A sample syllabus

One of the things I hope to add to this page over the long run is a series of best practices and models: syllabi, exercises, etc.  I don’t expect these all to come from me and if you have something you’d like to share please send it along.

I am teaching a course (module) on fallacies this term, and in case you are interested, here is my syllabus.  It is based on the way the textbook author, Chris Tindale, designs his own course, but has my own spin.  In particular, I plan this time to have some discussion and assignments addressing constructive failure, a notion popular in business and creative thinking and that has many adherents in pedagogy too. I have also developed a youtube playlist to play at the beginning of class to pick up on the particular themes as we progress through the syllabus.

My technique for using the book is to leave all the case studies/exercises in the book for student practice, and to bring my own examples for in-class analysis.  This book adopts the “critical questions” approach associated especially with Doug Walton, according to which fallacies are deviations from argumentation or inference schemes that may often (or in certain cases) be acceptable.  The questions are used to devise the strength or weakness of a particular employment of an inference scheme, such as appeal to the person.
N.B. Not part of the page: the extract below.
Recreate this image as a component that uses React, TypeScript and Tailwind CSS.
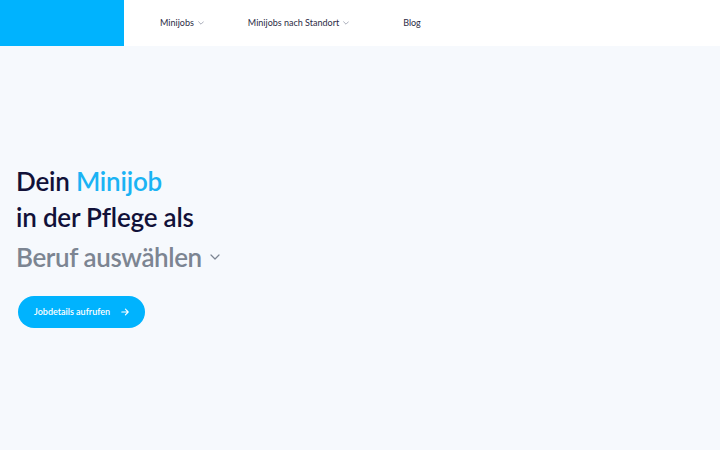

The critical questions/inference schemes approach gets past the problem that many putative cases of fallacy can be given positive interpretation.  Thus interpretation plays a central role in the course/module, which might seem to open a messy can of worms but I find it a useful way to teach students how to justify their analysis.  And to teach the value of changing their interpretations as they reflect more deeply on the reasoning they encounter, and recognize they can improve on their initial impressions.  Pressing students to be accountable for their interpretations (along with their evaluations) is one reason that I think fallacies can be a valuable way to teach argumentation.